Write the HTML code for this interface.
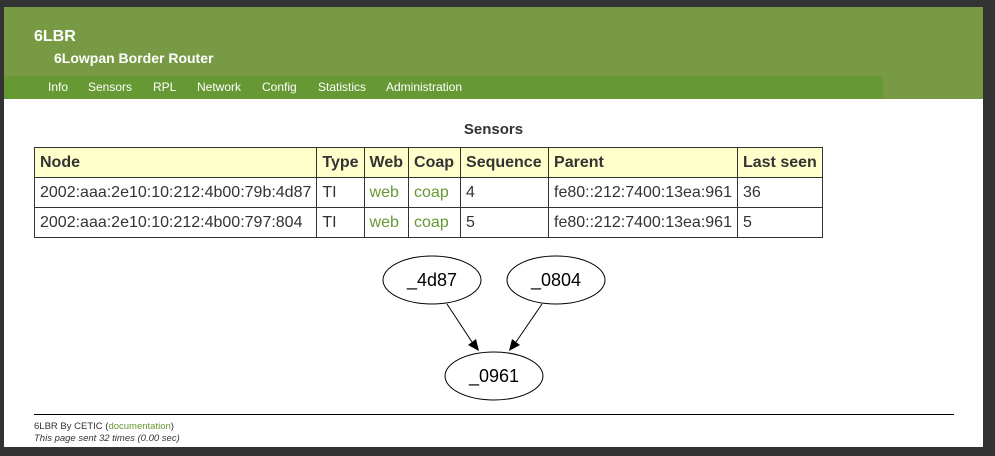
<!DOCTYPE html>
<html><head><meta charset="utf-8"><style>
html,body{margin:0;padding:0;width:995px;height:456px;overflow:hidden;background:#333;font-family:"Liberation Sans",sans-serif}
#page{position:absolute;left:4px;top:7px;width:979px;height:440px;background:#fff}
#hdr{position:absolute;left:0;top:0;width:979px;height:92px;background:#789a45}
#hdr .t{position:absolute;left:30px;top:21px;color:#fff;font-weight:bold;font-size:16px}
#hdr .s{position:absolute;left:50px;top:43px;color:#fff;font-weight:bold;font-size:14px}
#nav{position:absolute;left:0;top:69px;width:879px;height:23px;background:#669933}
#nav span{position:absolute;top:4px;color:#fff;font-size:12px}
h2{position:absolute;left:0;width:979px;top:114px;margin:0;text-align:center;font-size:15px;color:#333}
table{position:absolute;left:30px;top:140px;border-collapse:collapse;font-size:16px;color:#333}
td,th{border:1px solid #333;padding:0 5px;height:29px;text-align:left;white-space:nowrap}
th{background:#ffffcc}
a{color:#669933;text-decoration:none}
#hr{position:absolute;left:30px;top:407px;width:920px;height:1px;background:#000}
.f{position:absolute;left:30px;font-size:9.5px;color:#333}
</style></head><body><div id="page">
<div id="hdr"><div class="t">6LBR</div><div class="s">6Lowpan Border Router</div>
<div id="nav"><span style="left:44px">Info</span><span style="left:84px">Sensors</span><span style="left:149px">RPL</span><span style="left:193px">Network</span><span style="left:258px">Config</span><span style="left:314px">Statistics</span><span style="left:382px">Administration</span></div></div>
<h2>Sensors</h2>
<table>
<tr><th style="width:270px">Node</th><th>Type</th><th>Web</th><th style="width:41px">Coap</th><th style="width:77px">Sequence</th><th style="width:177px">Parent</th><th>Last seen</th></tr>
<tr><td>2002:aaa:2e10:10:212:4b00:79b:4d87</td><td>TI</td><td><a>web</a></td><td><a>coap</a></td><td>4</td><td>fe80::212:7400:13ea:961</td><td>36</td></tr>
<tr><td>2002:aaa:2e10:10:212:4b00:797:804</td><td>TI</td><td><a>web</a></td><td><a>coap</a></td><td>5</td><td>fe80::212:7400:13ea:961</td><td>5</td></tr>
</table>
<svg style="position:absolute;left:-4px;top:-7px" width="995" height="456">
<g fill="none" stroke="#000" stroke-width="1">
<ellipse cx="432" cy="280" rx="49" ry="24"/><ellipse cx="556" cy="280" rx="49" ry="24"/><ellipse cx="494" cy="376" rx="49" ry="24"/>
<line x1="447" y1="304" x2="472" y2="342"/><line x1="542" y1="304" x2="516" y2="342"/></g>
<polygon points="468,345 476,339 479,351" fill="#000"/><polygon points="512,339 520,345 509,351" fill="#000"/>
<g font-family="Liberation Sans,sans-serif" font-size="18" text-anchor="middle" fill="#000">
<text x="432" y="286">_4d87</text><text x="556" y="286">_0804</text><text x="494" y="382">_0961</text></g>
</svg>
<div id="hr"></div>
<div class="f" style="top:414px">6LBR By CETIC (<a>documentation</a>)</div>
<div class="f" style="top:426px;font-style:italic">This page sent 32 times (0.00 sec)</div>
</div></body></html>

****************************************

> _Exercise details_: Print the whole listing above once more, word for word, without its pictures.

> _Answer to this problem_:
Write the HTML code for this interface.
<!DOCTYPE html>
<html><head><meta charset="utf-8"><style>
html,body{margin:0;padding:0;width:995px;height:456px;overflow:hidden;background:#333;font-family:"Liberation Sans",sans-serif}
#page{position:absolute;left:4px;top:7px;width:979px;height:440px;background:#fff}
#hdr{position:absolute;left:0;top:0;width:979px;height:92px;background:#789a45}
#hdr .t{position:absolute;left:30px;top:21px;color:#fff;font-weight:bold;font-size:16px}
#hdr .s{position:absolute;left:50px;top:43px;color:#fff;font-weight:bold;font-size:14px}
#nav{position:absolute;left:0;top:69px;width:879px;height:23px;background:#669933}
#nav span{position:absolute;top:4px;color:#fff;font-size:12px}
h2{position:absolute;left:0;width:979px;top:114px;margin:0;text-align:center;font-size:15px;color:#333}
table{position:absolute;left:30px;top:140px;border-collapse:collapse;font-size:16px;color:#333}
td,th{border:1px solid #333;padding:0 5px;height:29px;text-align:left;white-space:nowrap}
th{background:#ffffcc}
a{color:#669933;text-decoration:none}
#hr{position:absolute;left:30px;top:407px;width:920px;height:1px;background:#000}
.f{position:absolute;left:30px;font-size:9.5px;color:#333}
</style></head><body><div id="page">
<div id="hdr"><div class="t">6LBR</div><div class="s">6Lowpan Border Router</div>
<div id="nav"><span style="left:44px">Info</span><span style="left:84px">Sensors</span><span style="left:149px">RPL</span><span style="left:193px">Network</span><span style="left:258px">Config</span><span style="left:314px">Statistics</span><span style="left:382px">Administration</span></div></div>
<h2>Sensors</h2>
<table>
<tr><th style="width:270px">Node</th><th>Type</th><th>Web</th><th style="width:41px">Coap</th><th style="width:77px">Sequence</th><th style="width:177px">Parent</th><th>Last seen</th></tr>
<tr><td>2002:aaa:2e10:10:212:4b00:79b:4d87</td><td>TI</td><td><a>web</a></td><td><a>coap</a></td><td>4</td><td>fe80::212:7400:13ea:961</td><td>36</td></tr>
<tr><td>2002:aaa:2e10:10:212:4b00:797:804</td><td>TI</td><td><a>web</a></td><td><a>coap</a></td><td>5</td><td>fe80::212:7400:13ea:961</td><td>5</td></tr>
</table>
<svg style="position:absolute;left:-4px;top:-7px" width="995" height="456">
<g fill="none" stroke="#000" stroke-width="1">
<ellipse cx="432" cy="280" rx="49" ry="24"/><ellipse cx="556" cy="280" rx="49" ry="24"/><ellipse cx="494" cy="376" rx="49" ry="24"/>
<line x1="447" y1="304" x2="472" y2="342"/><line x1="542" y1="304" x2="516" y2="342"/></g>
<polygon points="468,345 476,339 479,351" fill="#000"/><polygon points="512,339 520,345 509,351" fill="#000"/>
<g font-family="Liberation Sans,sans-serif" font-size="18" text-anchor="middle" fill="#000">
<text x="432" y="286">_4d87</text><text x="556" y="286">_0804</text><text x="494" y="382">_0961</text></g>
</svg>
<div id="hr"></div>
<div class="f" style="top:414px">6LBR By CETIC (<a>documentation</a>)</div>
<div class="f" style="top:426px;font-style:italic">This page sent 32 times (0.00 sec)</div>
</div></body></html>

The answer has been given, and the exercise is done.